One clue most are overlooking
A clue as to the actual nature of the lockout has come from statements that it might cost the city “millions of dollars” to unlock the system.
Millions? Really?
Unless Childs managed to install BIOS or kernel-level disk encryption on all the servers or stuff M80s in the server drive bays, there’s no way that the cost of “unlocking” the network would run into the millions of dollars. Since officials are talking publicly about bringing in Cisco experts to undo the damage, it may be safe to assume that what Childs did was change the login to some or all of the routers and switches running the network.
and now there’s this revelation
“A source with direct knowledge of San Francisco’s IT infrastructure has tipped off Paul Venezia to the real story behind Terry Childs’ lockout of San Francisco’s network, providing a detailed account of the city’s FiberWAN, interdepartmental politics, and Terry Childs himself. Childs pleaded not guilty to charges of tampering yesterday and is being held on $5 million bail. According to the source, Childs’ purview was limited to the city’s FiberWAN — a network he himself built and, believing no one competent enough to touch the network but himself, guarded religiously, sharing details with no one, including routing configuration and log-in information. Childs was so concerned about the network’s security that he refused even to write router and switch configurations to flash. But what may prove difficult for the prosecution in its case against Childs is that his restricted access to the network was widely known and accepted among managers and the city’s other network engineers. Venezia, who has been suspicious of the official story from the start, suspects that the Childs case may be that ‘of an overprotective admin who believed he was protecting the network — and by extension, the city — from other administrators whom he considered inferior, and perhaps even dangerous.’ Further evidence is that fact that the network, from what Venezia understands, has been running smoothly since Childs’ arrest.”
you’ve heard of making backups, haven’t you?
That’s my first reaction to the news. Critical infrastructure should have redundancy everywhere, including the support staff.
To give a stupid but obvious example what if Childs was run over by a car? OK, he wouldn’t care but all the rest of SF would.

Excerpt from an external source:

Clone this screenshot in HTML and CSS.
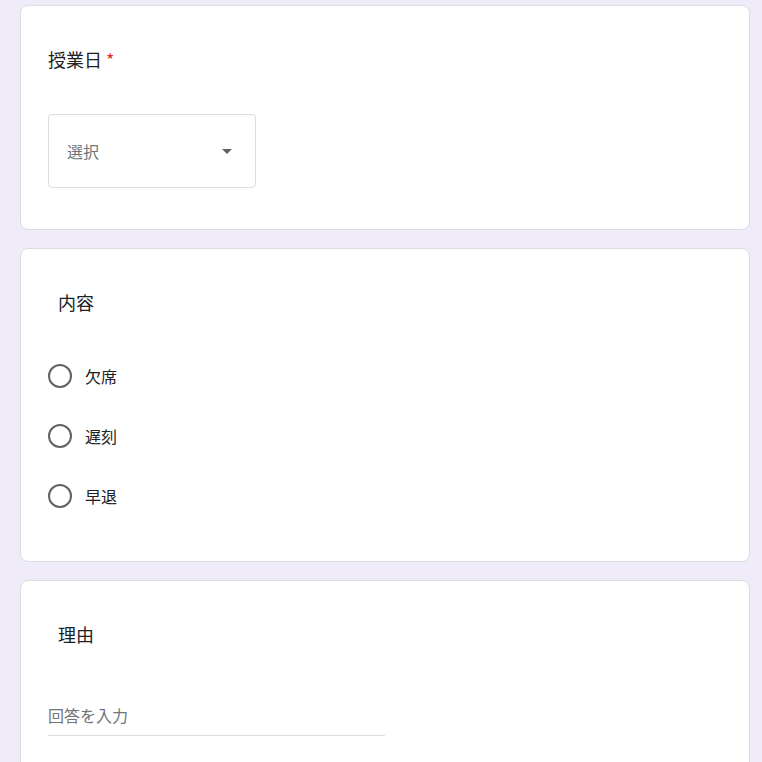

So they should never have put the network online until the information was in several places (the brains of several people if formal electronic/paper records were too inflexible).
Stll, this sounds like political infighting more than ever. Given the situation why were they trying to fire a critical person like Childs? Sounds like some bureaucrat with an ego as big as Childs would be involved to cause this, rather than Childs “going rogue”. And he (the bureaucrat) was more skilled in the political game. Of course this person would be covering his tracks, and not be obvious in any way. So Childs and the whole of SF lost. His firing does not make sense otherwise, given his critical position.